A big word in the transportation and shipping world is “digitalization.”

This creates an opportunity for a certain part of the industry to justify comments like “how containerized shipping has been left 20-30 years behind” while other industries like retail, travel, etc. are already way ahead.

Looking from the containerized transportation angle, I believe as an industry we are being under-rated. Why?

If you look at a company like MTS Logistics, through the MTS import platform, we can have our customers pre-book an order, confirm a schedule from multiple carrier options using their computers/phones, have full milestone visibility, get their documents online, and get reports per each supplier, port, finance, and other customized information.

So, if we can currently do things online with one click, why keep on saying we can bring more value through digitalization? I am not talking about carriers, ports, and freight forwarders digitalizing their internal processes – that is something everyone is already doing, since efficiency is the key.

With what I am focusing on, the word “digitalization” is used in a way that it means “have much less people and have more computers to communicate with end customers and automate things.” Don’t get me wrong, I love those presentations and the flow of cargo and information through different systems flawless in a perfect logistics world which may be there in 50 years. But in my time in logistics over 18 years, I didn’t have a single day like that.

The question is, if we’re not in such a perfect environment, should we really rely on technology and eliminate people that fast for customer service and problem solving? Or, should we have a better focus on how to balance both?

Are customers losing time because they don’t have access to timely information on a single platform, don’t get rates fast enough, don’t make bookings faster, and don’t have their documents real time?

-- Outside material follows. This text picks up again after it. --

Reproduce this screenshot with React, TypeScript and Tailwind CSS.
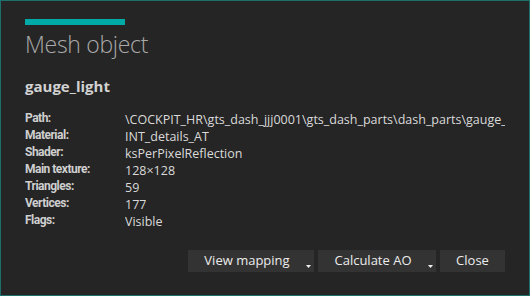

Or, do they already have those tools, but have much different problems?

Here are my major concerns on how to integrate digitalization with servicing end clients.

  • Territorial Challenges: As of today, there is lack of trucking power in U.S. – apparently, we have a generation of truckers missing. How do we tackle that problem? Is it about streamlining information better or building up relationships with vendors/customers and making things personal rather than robotic? If digitalization works that great, why are the most digitalized ocean carriers stepping away from the trucking business in the U.S.? And here we are, talking about a developed country, the U.S. How about South America, Africa, and other major export/import markets and their regional issues?
  • Planning: When one of the largest ocean carriers tries a system with a retail giant on how blockchain works, I really do expect things to go smoothly. That’s because that retailer is already connected with their suppliers and has contracts/penalty clauses in place, so everyone is pretty much on their toes to make things timely. However, does this really apply to a smaller retailer? Don’t they need someone to act as the eyes and ears of the importer in Asia, push suppliers to get things moving, and let them know what is really going on? One of the major roles of a freight forwarder is to take that role on behalf of the buyer at their origin side. From a trader point of view, we work with a few of the largest U.S. traders, and they struggle to have even three weeks advanced forecast. It’s not because they don’t have the technology in place to see and control their orders and inventory. Their challenge is that they need to consider rail car arrivals, packaging, trucking, equipment, and carrier space. It all starts with an order. How is technology going to help this shipper if the U.S. railroad system is just not ready for a busy season, the packager doesn’t have enough capacity, or ocean carriers are full? Can these traders really fix these issues with better visibility/information, or you need flexible people with technology and communication within each piece of the chain to handle these issues?
  • Government-Related Inefficiencies: Have you ever shipped cargo to Brazil, Nigeria, Turkey, or even China? Do you understand government-related inefficiencies and problems, such as: can a person on a website’s chat window really help from an outsourced office, or you need real, local people?
  • Automated/Outsourced Customer Service: In the past 10 years, we have already experienced web-based operations from ocean carriers. If you are not a client with an assigned customer service representative, you are pretty much required to do things on the web, or through people you are speaking to for the first time that do not know/understand your business/concerns. You receive emails to your questions in an automatic format without a name. If your $100,000 product is stuck at a transshipment port, would you really like to get an email from an undisclosed named person (or not even a person) with no phone number?

From my perspective, these are very exciting times on how we can do things through technology. It works perfectly in many industries. Personally, I don’t go out shopping anymore, don’t get a yellow cab, or make a reservation by phone. And, I know technology is really “cool.”

For the logistics industry, I believe that we already came a long way, and we should be careful not over digitalizing.

I believe there are many companies in our industry who balanced this in great fashion. They are not tech-savvy companies, but companies who understand the real day-to-day needs of clients and develop technology solutions for those targeted challenges.